The vast majority of studies on positive psychology at work are based in the developed world, within a Western and capitalist ideology. We therefore do not know so much about the working lives of those in the developing world. There also appears to be a preponderance of studies related to professional, white‐collar occupations.
Positive psychology at work is a broadening field and needs to be able to keep pace with a rapidly changing world. The values and beliefs within a positive psychology paradigm, however, are not always congruent with those often espoused in a business environment. A positive psychology approach may need to address these bigger issues, such as: How do you continue to maintain a focus on the well‐being of those who work across a wide range of roles when economic imperatives undermine this? How can people continue to be treated as valuable human beings when their role becomes redundant?
Many of the constructs within the field such as empowerment, gratitude, and emotional literacy have traction in the evidence for relationships at work although contextual factors matter to their impact and sustainable efficacy (Mills, Fleck, & Koziowski, 2013). You cannot impose a positive psychology intervention without taking account of organizational culture. This is exemplified in many studies within education where a whole school approach for well‐being is advocated (Noble, McGrath, Roffey, & Rowling, 2008).

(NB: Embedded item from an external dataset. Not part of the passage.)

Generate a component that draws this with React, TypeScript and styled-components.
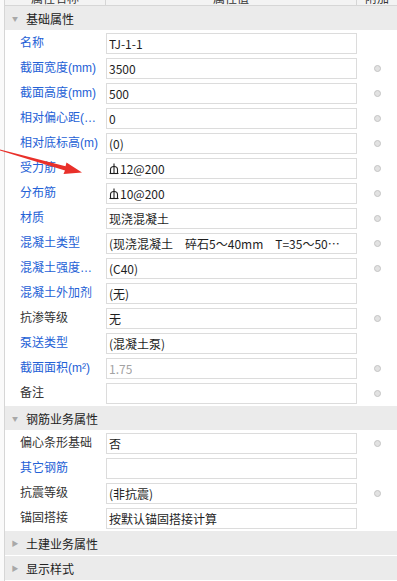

Organization culture is ecological and combines the structural with the psychological – what part do relationships have to play in the changes that lead to both individual well‐being and flourishing enterprises and what is the interplay between them?
The ASPIRE framework addresses how relational values might impact on behaviors. Although not specific to the workplace this takes account of the multiple interactive factors that support high‐quality connections across contexts. As an entity, however, it requires empirical validity.
Although the literature on positive relationships has offered significant insights, there are still questions to be answered on how to identify, deconstruct, and maintain the positive across time and place. Relationships are complex, bi‐directional, and fluctuating: how people feel about themselves and others is embedded in an ecological and often chronological framework. Measuring outcomes of specific interventions does not guarantee efficacy across contexts or time. More information about people’s lived experiences would be valuable. Much of the data is positivistic and linear, so does not capture the narratives that illuminate the minutiae of difference.
There is much evidence on what works for well‐being in relationships, but how does this translate into policy and practice holistically across large institutions and at the macro socio‐political level? On the one hand, for instance, we have evidence for positive outcomes for a flatter organizational structure and more equality, but hierarchical cultures and management behaviors persist. How do we address power issues in relationships at work and what is the impact of individual psychologies on organizational systems (Case & Maner, 2014). How can we make the evidence of what enables both individuals and organizations to flourish become a reality for everyday working lives?
In this chapter I have reviewed the role of positive relationships within the changing environment of work. While there are some interestingly cultural differences, a number of key characteristics can enhance the experience of work. These characteristics have been summarized by the ASPIRE framework. The area of positive relations is a relatively new and emerging area within positive psychology and thus further research is required to deepen and broaden our understanding.